Gender: predict gender from names using historical data

Details

Encodes gender based on names and dates of birth, using U.S. Census or Social Security data sets. Requires separate download of datasets, which should be done automatically and can be done manually by running install_genderdata_package().

This package attempts to infer gender (or more precisely, sex assigned at birth) based on first names using historical data, typically data that was gathered by the state. This method has many limitations, and before you use this package be sure to take into account the following guidelines.

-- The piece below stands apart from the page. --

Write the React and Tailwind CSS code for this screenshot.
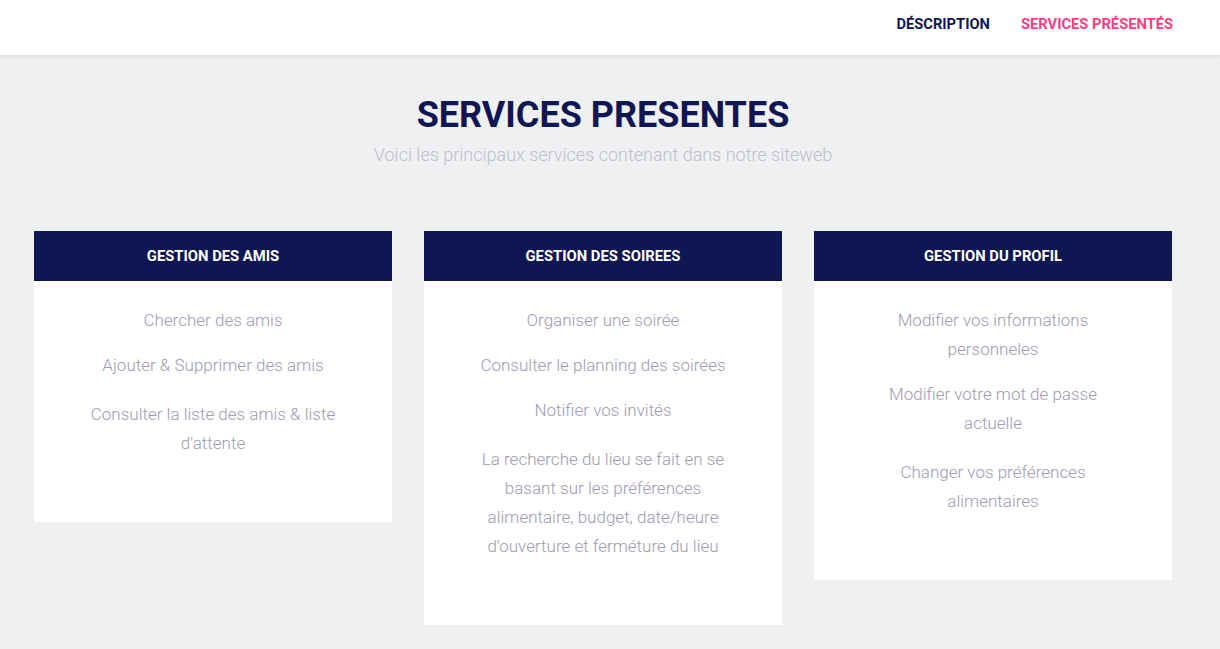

(1) Your analysis and the way you report it should take into account the limitations of this method, which include its reliance of data created by the state and its inability to see beyond the state-imposed gender binary. At a minimum, be sure to read our article explaining the limitations of this method, as well as the review article that is critical of this sort of methodology, both cited below.

(2) Do not use this package to study individuals: it is at most useful for studying populations in the aggregate.

(3) Resort to this method only when the alternative is not a more nuanced and justifiable approach to studying gender, but where the alternative is not studying gender at all. For instance, for many historical sources this approach might be the only way to get a sense of the sex ratios in a population. But ask whether you really need to use this method, whether you are using it responsibly, or whether you could use a better approach instead.

Blevins, Cameron, and Lincoln A. Mullen, “Jane, John … Leslie? A Historical Method for Algorithmic Gender Prediction,” *Digital Humanities Quarterly* 9, no. 3 (2015). http://www.digitalhumanities.org/dhq/vol/9/3/000223/000223.html

Mihaljević, Helena, Marco Tullney, Lucía Santamaría, and Christian Steinfeldt. “Reflections on Gender Analyses of Bibliographic Corpora.” *Frontiers in Big Data* 2 (August 28, 2019): 29. https://doi.org/10.3389/fdata.2019.00029.